Robert Mather, a consultant and former Southeast Asia director for the International Union for Conservation of Nature (IUCN), says China plans to carry out major river navigation changes above the Lao township of Luang Prabang to allow for navigation of vessels of 500 deadweight tons (DWT).

The work would include destruction of dozens of rapids, rocks and shoals as well as dredging and construction of new ports at the same time the Pak Beng Dam construction is expected to be under way on the same stretch of river.

“It just illustrates the fact even at the level of these big projects there’s no coordination going on between them. And it’s just different agencies pushing their own agenda,” Mather told VOA.

Studies have predicted regional rice production falling due to the planned dams in Laos, trapping sediments, reducing nutrients and fish stocks by disrupting migratory breeding.

The people of the region are among the poorest in Southeast Asia - their lives dependent on fresh fish for food security.

Chris Barlow, a fisheries expert with the Australian Centre for International Agricultural Research (ACIAR) says once the dams are in place, the impact on fish stocks will be immediate.

“As soon as these mainstream dams are built in Laos, they will start to have an immediate impact on fisheries recruitment and therefore the size of fish populations,” Barlow said.

He warned the situation was leading to a regional food crisis.

“The time of government’s responding is over.
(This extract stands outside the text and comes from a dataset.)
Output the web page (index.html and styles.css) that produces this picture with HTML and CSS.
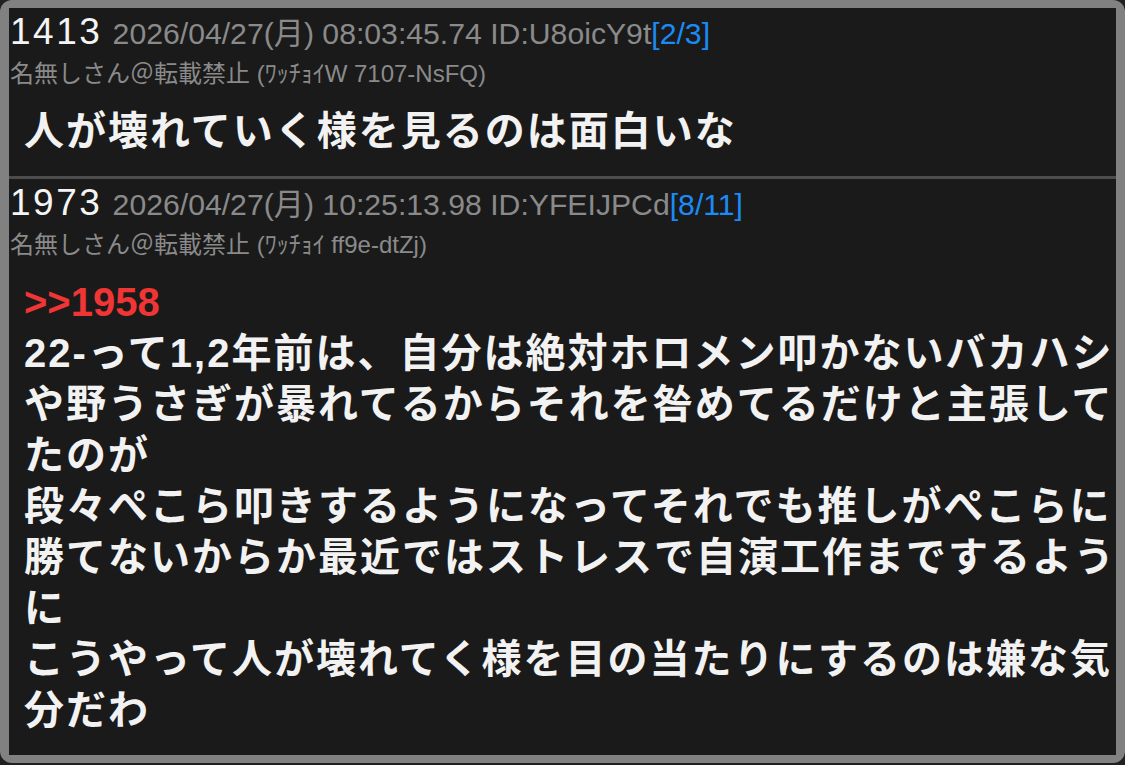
FILE: index.html
```html
<!DOCTYPE html>
<html lang="ja">
<head>
<meta charset="utf-8">
<title>thread</title>
<link rel="stylesheet" href="styles.css">
</head>
<body>
<div class="frame">
  <div class="thread">
    <article class="post">
      <div class="head"><span class="num">1413</span> <span class="meta">2026/04/27(月) 08:03:45.74 ID:U8oicY9t<span class="cnt">[2/3]</span></span></div>
      <div class="name">名無しさん＠転載禁止 <span class="trip">(ﾜｯﾁｮｲW 7107-NsFQ)</span></div>
      <div class="msg">人が壊れていく様を見るのは面白いな</div>
    </article>
    <div class="sep"></div>
    <article class="post">
      <div class="head"><span class="num">1973</span> <span class="meta">2026/04/27(月) 10:25:13.98 ID:YFEIJPCd<span class="cnt">[8/11]</span></span></div>
      <div class="name">名無しさん＠転載禁止 <span class="trip">(ﾜｯﾁｮｲ ff9e-dtZj)</span></div>
      <div class="msg"><span class="anchor">&gt;&gt;1958</span><br>22-って1,2年前は、自分は絶対ホロメン叩かないバカハシや野うさぎが暴れてるからそれを咎めてるだけと主張してたのが<br>段々ぺこら叩きするようになってそれでも推しがぺこらに勝てないからか最近ではストレスで自演工作までするように<br>こうやって人が壊れてく様を目の当たりにするのは嫌な気分だわ</div>
    </article>
  </div>
</div>
</body>
</html>
```

FILE: styles.css
```css
html, body {
  margin: 0;
  padding: 0;
}
body {
  background: #202020;
  width: 1125px;
  height: 765px;
  overflow: hidden;
  font-family: "Liberation Sans", "Noto Sans CJK JP", sans-serif;
}
.frame {
  box-sizing: border-box;
  width: 1125px;
  height: 763px;
  background: #818181;
  border-radius: 12px;
  padding: 8px 9px 8px 9px;
}
.thread {
  background: #1a1a1a;
  height: 747px;
  overflow: hidden;
}
.post {
  padding-bottom: 19px;
}
.head {
  padding-left: 1px;
  font-size: 37px;
  line-height: 48px;
  height: 48px;
  color: #f4f4f4;
  white-space: nowrap;
}
.num {
  letter-spacing: 2.5px;
}
.meta {
  font-size: 30.2px;
  color: #8a8a8a;
}
.cnt {
  color: #1b8bf5;
}
.name {
  padding-left: 1px;
  font-size: 24px;
  line-height: 36px;
  height: 36px;
  color: #8a8a8a;
  white-space: nowrap;
}
.msg {
  margin-top: 14px;
  padding-left: 15px;
  margin-right: -10px;
  font-size: 40px;
  letter-spacing: 2px;
  line-height: 51px;
  font-weight: bold;
  color: #f2f2f2;
}
.anchor {
  color: #f03535;
  letter-spacing: 0;
}
.sep {
  height: 3px;
  background: #4c4c4c;
}
```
It’s over in terms of maintaining the fisheries stocks - the only response is what else you do to try and replace that food supply,” Barlow added.

The Mekong River Commission (MRC) has come under criticism over its handling of debates over the river's planned extensive dam building.

MRC chief executive Pham Tuan Phan, in comments, said the commission’s role was a "platform" for cooperation, not a regulatory body. “The MRC is imperfect but it’s indispensable,” Phan told local media.

Activists say the MRC lacks influence over individual members, undermining its authority.

FILE - A man casts a fishing net on the bank of the Mekong river in Phnom Penh.
FILE - A man casts a fishing net on the bank of the Mekong river in Phnom Penh.

Robert Edis, ACIAR research program manager on soil and crop nutrition, says water flow reaching major agriculture producing regions, such as the Mekong Delta in Vietnam, would be hard hit.

“If the tap was turned off there would be insufficient water to grow non-rice crops in many areas,” Edis said.

“And there’s a lot of people who depend on that and there’s a lot of people for whom the buffer between adequacy and inadequacy is very small. So we’re not talking about people on abundant incomes or abundant food reserves,” he said.

International Rivers has called on the MRC to delay the consultation process for the Pak Beng Dam and suspend all construction activities to ensure transparency and public consultations.